Stated goal
Restate the listing that follows word for word, without its pictures.

BEGIN Information supplied

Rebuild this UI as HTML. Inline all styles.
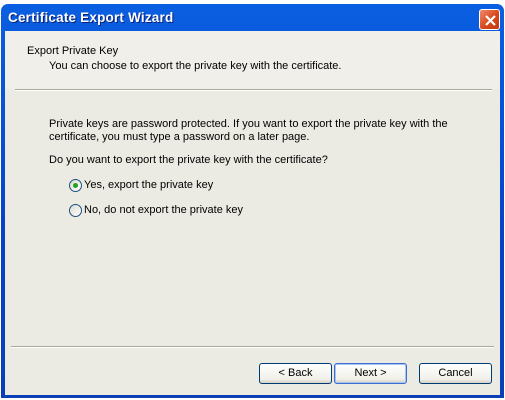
<!DOCTYPE html>
<html><head><meta charset="utf-8"><style>
*{margin:0;padding:0;box-sizing:border-box}
body{width:505px;height:400px;background:#fff;position:relative;overflow:hidden;font-family:"Liberation Sans",Tahoma,sans-serif;font-size:11px;color:#000}
.win{position:absolute;left:1px;top:4px;width:503px;height:394px;background:linear-gradient(#0a5fe0,#0542c8 60%,#0a3fb8);border-radius:7px 7px 0 0}
.title{position:absolute;left:7px;top:6px;color:#fff;font-weight:bold;font-size:13.5px;text-shadow:1px 1px #0a1e78;letter-spacing:0.2px}
.close{position:absolute;left:478px;top:5px;width:21px;height:21px;border:1px solid #fff;border-radius:3px;background:linear-gradient(135deg,#f08a6a,#d8481c 55%,#c03810)}
.close svg{position:absolute;left:4px;top:4px}
.client{position:absolute;left:4px;top:27px;width:495px;height:364px;background:#ecebe3}
.hdr{position:absolute;left:0;top:0;width:495px;height:58px;background:#f0efea}
.sep{position:absolute;left:6px;height:2px;border-top:1px solid #aca899;border-bottom:1px solid #fff;width:483px}
.t{position:absolute;white-space:nowrap}
.radio{position:absolute;width:13px;height:13px;border:1px solid #1c5180;border-radius:50%;background:linear-gradient(135deg,#dcdad0,#fff)}
.dot{position:absolute;left:3px;top:3px;width:5px;height:5px;border-radius:50%;background:#21a121}
.btn{position:absolute;top:332px;width:73px;height:21px;border:1px solid #003c74;border-radius:3px;background:linear-gradient(#fff,#f0efe8 80%,#d6d0c5);text-align:center;line-height:19px;font-size:11px}
</style></head><body>
<div class="win">
<div class="title">Certificate Export Wizard</div>
<div class="close"><svg width="13" height="13"><path d="M2 2L11 11M11 2L2 11" stroke="#fff" stroke-width="2.2"/></svg></div>
<div class="client">
<div class="hdr"></div>
<div class="t" style="left:22px;top:14px">Export Private Key</div>
<div class="t" style="left:44px;top:29px">You can choose to export the private key with the certificate.</div>
<div class="sep" style="top:58px;left:10px;width:477px"></div>
<div class="t" style="left:44px;top:87px;line-height:13px">Private keys are password protected. If you want to export the private key with the<br>certificate, you must type a password on a later page.</div>
<div class="t" style="left:44px;top:123px">Do you want to export the private key with the certificate?</div>
<div class="radio" style="left:64px;top:148px"><div class="dot"></div></div>
<div class="t" style="left:79px;top:148px">Yes, export the private key</div>
<div class="radio" style="left:64px;top:173px"></div>
<div class="t" style="left:79px;top:173px">No, do not export the private key</div>
<div class="sep" style="top:315px;left:6px;width:483px"></div>
<div class="btn" style="left:254px">&lt; Back</div>
<div class="btn" style="left:329px;border-color:#3c6ed0;box-shadow:inset 0 0 0 1px #a8c4f0">Next &gt;</div>
<div class="btn" style="left:414px">Cancel</div>
</div>
</div>
</body></html>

END Information supplied

Solution to the problem
Rebuild this UI as HTML. Inline all styles.
<!DOCTYPE html>
<html><head><meta charset="utf-8"><style>
*{margin:0;padding:0;box-sizing:border-box}
body{width:505px;height:400px;background:#fff;position:relative;overflow:hidden;font-family:"Liberation Sans",Tahoma,sans-serif;font-size:11px;color:#000}
.win{position:absolute;left:1px;top:4px;width:503px;height:394px;background:linear-gradient(#0a5fe0,#0542c8 60%,#0a3fb8);border-radius:7px 7px 0 0}
.title{position:absolute;left:7px;top:6px;color:#fff;font-weight:bold;font-size:13.5px;text-shadow:1px 1px #0a1e78;letter-spacing:0.2px}
.close{position:absolute;left:478px;top:5px;width:21px;height:21px;border:1px solid #fff;border-radius:3px;background:linear-gradient(135deg,#f08a6a,#d8481c 55%,#c03810)}
.close svg{position:absolute;left:4px;top:4px}
.client{position:absolute;left:4px;top:27px;width:495px;height:364px;background:#ecebe3}
.hdr{position:absolute;left:0;top:0;width:495px;height:58px;background:#f0efea}
.sep{position:absolute;left:6px;height:2px;border-top:1px solid #aca899;border-bottom:1px solid #fff;width:483px}
.t{position:absolute;white-space:nowrap}
.radio{position:absolute;width:13px;height:13px;border:1px solid #1c5180;border-radius:50%;background:linear-gradient(135deg,#dcdad0,#fff)}
.dot{position:absolute;left:3px;top:3px;width:5px;height:5px;border-radius:50%;background:#21a121}
.btn{position:absolute;top:332px;width:73px;height:21px;border:1px solid #003c74;border-radius:3px;background:linear-gradient(#fff,#f0efe8 80%,#d6d0c5);text-align:center;line-height:19px;font-size:11px}
</style></head><body>
<div class="win">
<div class="title">Certificate Export Wizard</div>
<div class="close"><svg width="13" height="13"><path d="M2 2L11 11M11 2L2 11" stroke="#fff" stroke-width="2.2"/></svg></div>
<div class="client">
<div class="hdr"></div>
<div class="t" style="left:22px;top:14px">Export Private Key</div>
<div class="t" style="left:44px;top:29px">You can choose to export the private key with the certificate.</div>
<div class="sep" style="top:58px;left:10px;width:477px"></div>
<div class="t" style="left:44px;top:87px;line-height:13px">Private keys are password protected. If you want to export the private key with the<br>certificate, you must type a password on a later page.</div>
<div class="t" style="left:44px;top:123px">Do you want to export the private key with the certificate?</div>
<div class="radio" style="left:64px;top:148px"><div class="dot"></div></div>
<div class="t" style="left:79px;top:148px">Yes, export the private key</div>
<div class="radio" style="left:64px;top:173px"></div>
<div class="t" style="left:79px;top:173px">No, do not export the private key</div>
<div class="sep" style="top:315px;left:6px;width:483px"></div>
<div class="btn" style="left:254px">&lt; Back</div>
<div class="btn" style="left:329px;border-color:#3c6ed0;box-shadow:inset 0 0 0 1px #a8c4f0">Next &gt;</div>
<div class="btn" style="left:414px">Cancel</div>
</div>
</div>
</body></html>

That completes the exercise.